Inside the Super Bowl — Part 3

Inside the Super Bowl — Part 3


Since 1972, the Super Bowl has consistently commanded at least 80 million viewers and 61% of all U.S. television households per game. The 1982 matchup between the San Francisco 49ers and the Cincinnati Bengals, was the fourth most watched program in television history, preceded only by the final episodes of M*A*S*H, and Roots, as well as the episode that resolved the “Who Shot J.R” mystery on Dallas.

Last year’s Indianapolis Colts-Chicago Bears showdown, which marked for the first time two black coaches contending for the title, was watched by 10.1 million blacks, slightly more than the 9.7 that watched the year before.

This kind of track record makes the Super Bowl a low-risk cash cow for any network that airs the game. This year Fox has the honors and will broadcast in 232 countries and territories, in 33 languages.

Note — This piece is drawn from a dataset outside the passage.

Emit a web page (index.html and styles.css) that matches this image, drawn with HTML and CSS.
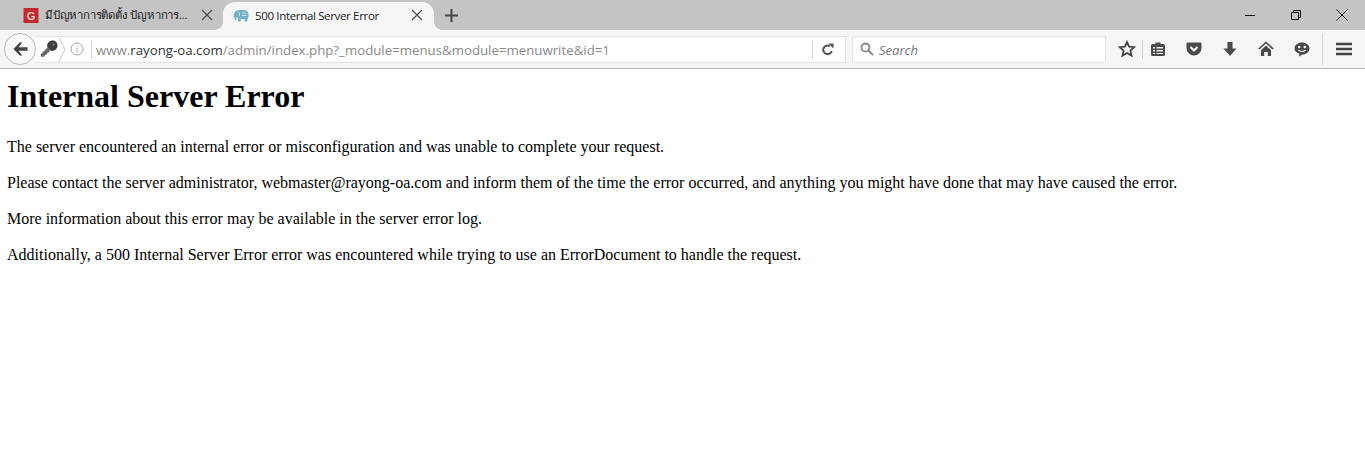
FILE: index.html
```html
<!DOCTYPE html>
<html lang="en">
<head>
<meta charset="utf-8">
<title>500 Internal Server Error</title>
<link rel="stylesheet" href="styles.css">
</head>
<body>
<header class="chrome">
  <div class="tabbar">
    <div class="tab">
      <svg class="favicon" viewBox="0 0 16 16"><rect width="16" height="16" fill="#c3282f"/><text x="8" y="12.5" class="fav-g">G</text></svg>
      <span class="tab-title tab-title-thai">มีปัญหาการติดตั้ง ปัญหาการ...</span>
      <svg class="tab-x" viewBox="0 0 12 12"><path d="M1 1l10 10M11 1L1 11"/></svg>
    </div>
    <div class="tab tab-active">
      <svg class="favicon favicon-php" viewBox="0 0 16 13"><path fill="#74afc9" d="M1.500 9.500C.5 8 .3 5.500 1.500 3.500 2.500 1.500 4.500.7 6.500 1H11c2.500 0 4.500 2 4.500 4.500 0 2-.3 3.500-1 4.500l-.3 2.500h-2.500L11.300 10H8l-.4 2.500H5.200L4.800 9.500 3.700 8 3 9.500 3.500 11 2.200 11z"/><path fill="none" stroke="#d6e8f0" stroke-width=".9" d="M4.700 2.200c1.600.9 2.200 3 1.500 5M9 4h4M9 6.500h4.500"/></svg>
      <span class="tab-title">500 Internal Server Error</span>
      <svg class="tab-x" viewBox="0 0 12 12"><path d="M1 1l10 10M11 1L1 11"/></svg>
    </div>
    <svg class="newtab" viewBox="0 0 13 13"><path d="M6.500 0v13M0 6.500h13"/></svg>
    <div class="winctl">
      <svg class="win-btn" viewBox="0 0 12 12"><path d="M1 6.500h10"/></svg>
      <svg class="win-btn" viewBox="0 0 12 12"><path d="M1.500 3.500h7v7h-7zM3.500 3.500v-2h7v7h-2"/></svg>
      <svg class="win-btn" viewBox="0 0 12 12"><path d="M.5.500l11 11M11.500.500l-11 11"/></svg>
    </div>
  </div>
  <div class="toolbar">
    <button class="back" aria-label="Back"><svg viewBox="0 0 16 14"><path d="M7.200 0L.5 7l6.700 7h2.600L6 8.800h9.500V5.200H6L9.800 0z"/></svg></button>
    <div class="urlbar">
      <svg class="key" viewBox="0 0 18 18"><path fill="#6a6a6a" d="M.5 14.500L8 7l3 3-2 1.500-.5 1.500-1.500.2-.3 1.600-1.700.2-.5 1.500-3 .5z"/><path fill="#3f3f3f" d="M7 6.500C7 3 9.500.5 12.500.5 15.500.5 17.500 2.500 17.500 5.500c0 3-2.500 5.500-6 5.500z"/><circle cx="13.500" cy="4.500" r="1.100" fill="#8a8a8a"/></svg>
      <svg class="chev" viewBox="0 0 8 24"><path d="M1 0l6 12-6 12"/></svg>
      <svg class="info" viewBox="0 0 14 14"><circle cx="7" cy="7" r="6"/><path d="M7 6v4.500M7 3.500v1.300"/></svg>
      <span class="vsep"></span>
      <span class="url"><span class="host"><span class="www">www.</span>rayong-oa.com</span>/admin/index.php?_module=menus&amp;module=menuwrite&amp;id=1</span>
      <span class="vsep"></span>
      <svg class="reload" viewBox="0 0 14 14"><path d="M11.500 8.500A4.600 4.600 0 1 1 9.500 3.500"/><path class="fill" d="M8 .5h5.500V6z"/></svg>
    </div>
    <div class="searchbar">
      <svg class="mag" viewBox="0 0 14 14"><circle cx="5.500" cy="5.500" r="4"/><path d="M8.500 8.500l4.500 4.500"/></svg>
      <span class="search-text">Search</span>
    </div>
    <div class="tools">
      <svg class="tool star" viewBox="0 0 18 18"><path d="M9 2l2.100 4.700 5.100.5-3.800 3.400 1.100 5L9 13l-4.500 2.600 1.100-5-3.800-3.400 5.100-.5z"/></svg>
      <span class="tool-sep"></span>
      <svg class="tool" viewBox="0 0 16 16"><path fill="#4a4a4a" fill-rule="evenodd" d="M2.500 3H5.500V1.500h5V3h3A1.500 1.500 0 0 1 15 4.500v9a1.500 1.500 0 0 1-1.500 1.500h-11A1.500 1.500 0 0 1 1 13.500v-9A1.500 1.500 0 0 1 2.500 3zM3 6v1.500h2V6zm3.500 0v1.500H13V6zM3 9v1.500h2V9zm3.500 0v1.500H13V9zM3 12v1h2v-1zm3.500 0v1H13v-1z"/></svg>
      <svg class="tool" viewBox="0 0 16 16"><path fill="#4a4a4a" d="M1.800 1.500h12.400A1.300 1.300 0 0 1 15.500 2.800V7A7.500 7.500 0 0 1 .5 7V2.800A1.300 1.300 0 0 1 1.800 1.500z"/><path d="M4.500 6L8 9.500 11.500 6" fill="none" stroke="#f5f5f5" stroke-width="2.200"/></svg>
      <svg class="tool" viewBox="0 0 16 16"><path fill="#4a4a4a" d="M5.500 1h5v6.500h4L8 15 1.500 7.500h4z"/></svg>
      <svg class="tool" viewBox="0 0 16 16"><path fill="#4a4a4a" d="M8 4.500l5 4.700V15H9.800v-4H6.200v4H3V9.200z"/><path fill="none" stroke="#4a4a4a" stroke-width="1.600" d="M.8 8L8 1.500 15.200 8"/></svg>
      <svg class="tool" viewBox="0 0 16 16"><path fill="#4a4a4a" d="M8 1.500c4 0 7.500 2.500 7.500 6s-3.500 6-7 6l-3.500 2 .5-2.800C2.500 11.800.5 10 .5 7.500c0-3.500 3.500-6 7.500-6z"/><circle cx="5.200" cy="6" r="1.300" fill="#f5f5f5"/><circle cx="10.800" cy="6" r="1.300" fill="#f5f5f5"/><path d="M4.500 9c2 1.800 5 1.800 7 0" fill="none" stroke="#f5f5f5" stroke-width="1.300"/></svg>
      <span class="tool-sep tool-sep-tall"></span>
      <svg class="tool menu" viewBox="0 0 16 14"><path d="M0 2h16M0 7h16M0 12h16"/></svg>
    </div>
  </div>
</header>
<main class="page">
  <h1>Internal Server Error</h1>
  <p>The server encountered an internal error or misconfiguration and was unable to complete your request.</p>
  <p>Please contact the server administrator, webmaster@rayong-oa.com and inform them of the time the error occurred, and anything you might have done that may have caused the error.</p>
  <p>More information about this error may be available in the server error log.</p>
  <p>Additionally, a 500 Internal Server Error error was encountered while trying to use an ErrorDocument to handle the request.</p>
</main>
</body>
</html>
```
FILE: styles.css
```css
* { box-sizing: border-box; }
html, body { margin: 0; padding: 0; background: #fff; overflow: hidden; }
svg { display: block; flex: none; }

.chrome { font-family: "Open Sans", "Noto Sans", sans-serif; }

.tabbar {
  height: 30px;
  background: #c4c4c4;
  display: flex;
  align-items: center;
  padding-left: 11px;
}
.tab {
  width: 212px;
  height: 30px;
  display: flex;
  align-items: center;
  padding: 0 10px 0 12px;
  color: #222;
  font-size: 11.500px;
  letter-spacing: -0.34px;
}
.tab-active {
  position: relative;
  width: 211px;
  margin-top: 2px;
  height: 28px;
  padding: 0 11px 2px 10px;
  background: #f5f5f5;
  border-radius: 12px 12px 0 0;
  color: #1a1a1a;
}
.tab-active::before,
.tab-active::after {
  content: "";
  position: absolute;
  bottom: 0;
  width: 8px;
  height: 8px;
}
.tab-active::before {
  left: -8px;
  background: radial-gradient(circle at 0 0, #c4c4c4 7.500px, #f5f5f5 8px);
}
.tab-active::after {
  right: -8px;
  background: radial-gradient(circle at 100% 0, #c4c4c4 7.500px, #f5f5f5 8px);
}
.favicon { width: 16px; height: 15px; margin-right: 6px; }
.favicon-php { height: 13px; }
.fav-g { font: 700 12px "Liberation Sans", sans-serif; fill: #f4c9c9; text-anchor: middle; }
.tab-title { flex: 1; white-space: nowrap; overflow: hidden; }
.tab-title-thai { letter-spacing: -0.2px; font-size: 11.400px; }
.tab-x { width: 12px; height: 12px; fill: none; stroke: #4c4c4c; stroke-width: 1.2; }
.newtab { width: 13px; height: 13px; margin-left: 11px; fill: none; stroke: #444; stroke-width: 2; }
.winctl {
  margin-left: auto;
  display: flex;
  gap: 34px;
  padding-right: 17px;
}
.win-btn { width: 12px; height: 12px; fill: none; stroke: #111; stroke-width: 1; }

.toolbar {
  height: 39px;
  background: #f5f5f5;
  border-bottom: 1px solid #b5b5b5;
  display: flex;
  align-items: center;
  padding-left: 4px;
}
.back {
  width: 32px;
  height: 32px;
  padding: 0;
  border: 1px solid #b9b9b9;
  border-radius: 50%;
  background: #fafafa;
  display: flex;
  align-items: center;
  justify-content: center;
  position: relative;
  z-index: 1;
}
.back svg { width: 15px; height: 14px; fill: #444; }

.urlbar {
  width: 811px;
  height: 27px;
  margin-left: -1px;
  background: #fff;
  border: 1px solid #e2e2e2;
  border-left: none;
  display: flex;
  align-items: center;
  padding-left: 5px;
}
.key { width: 18px; height: 18px; }
.chev { width: 8px; height: 25px; fill: none; stroke: #c8c8c8; stroke-width: 1; }
.info { width: 14px; height: 14px; margin-left: 4px; fill: none; stroke: #a5a5a5; stroke-width: 1; }
.vsep { width: 1px; height: 19px; background: #d4d4d4; flex: none; }
.info + .vsep { margin-left: 7px; }
.url {
  flex: 1;
  margin-left: 4px;
  padding-top: 1px;
  font-size: 13.250px;
  color: #8a8a8a;
  white-space: nowrap;
  overflow: hidden;
}
.host { color: #333; }
.www { color: #8a8a8a; }
.reload { width: 13px; height: 13px; margin: 0 11px 0 8px; fill: none; stroke: #555; stroke-width: 2.200; }
.reload .fill { fill: #555; stroke: none; }

.searchbar {
  width: 254px;
  height: 27px;
  margin-left: 6px;
  background: #fff;
  border: 1px solid #e2e2e2;
  display: flex;
  align-items: center;
  padding-left: 7px;
}
.mag { width: 14px; height: 14px; fill: none; stroke: #888; stroke-width: 1.800; }
.search-text { margin-left: 5px; padding-top: 1px; font-size: 13px; font-style: italic; color: #777; }

.tools {
  display: flex;
  align-items: center;
  margin-left: 12px;
}
.tool { width: 16px; height: 16px; margin-right: 20px; }
.star { width: 18px; height: 18px; margin-right: 6px; fill: none; stroke: #444; stroke-width: 1.800; }
.tool-sep { width: 1px; height: 19px; background: #d4d4d4; margin-right: 7px; }
.tool-sep-tall { height: 32px; margin: 0 13px 0 -8px; }
.menu { height: 14px; margin-right: 0; fill: none; stroke: #444; stroke-width: 2.600; }

.page {
  padding: 0 7px;
  font-family: "Liberation Serif", "Times New Roman", serif;
  font-size: 16px;
  color: #000;
}
h1 { font-size: 32px; font-weight: 700; margin: 9px 0 23px; line-height: 37px; }
p { margin: 0 0 18px; line-height: 18px; }
```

The rights were secured through a $3.6 billion package deal that also allows Fox to run the National Football Conference (NFC) regular and post-season games from 2006—2011. CBS has claim to the American Football Conference (AFC) games but both networks must make exceptions to two wildcard and all Sunday primetime matches, which go to NBC; Monday Night Football, which is contracted to ESPN, and eight predetermined games, which can only be viewed on the NFL Network. The three major broadcasters alternate Super Bowl privileges every three years.

Lou D’Ermilio, Fox Sport’s senior vice president of media relations says, “This is our third contract with the NFL and we typically begin negations with the league two years before each one expires. We chose the NFC because the markets,” which include New York (Giants), Atlanta (Falcons), and Philadelphia (Eagles), “are bigger and have several of our owned-and-operated [local] stations.”

This translates to dollar and cents for Fox’s bottom line. The network will retain 100% of the $2.7 million generated from each of the 63 30-second spots shown during the Super Bowl. Eleven additional spots, three during the game and eight in half time, are designated for local avails or commercials for small businesses that can only be seen in their respective city or region and are less expensive in price.

D’Ermilio says, “This deal makes good sense for us” for several reasons. First off, emerging forms of technology such as the Nintendo Wii and the iPod are pulling eyeballs away from television sets and increasing numbers of cable channels, are segmenting viewing audiences. This makes it difficult to reach large groups of the coveted 18—49 demographic at one source. As a result, advertisers are going to the Internet and other outlets with their spending dollars.

The Super Bowl is the answer to this problem. Last year’s game had a 42.6 average household rating compared to the 17.3 rating of American Idol, TV’s top-rated regular series show. Advertisers are willing to pay the premium price to expose their products to audiences of such magnitude.

The Super Bowl is also one of the few events that retains 99.6% of its audience during commercials. Last year’s highest-rated advertising spot was the 9:25 p.m.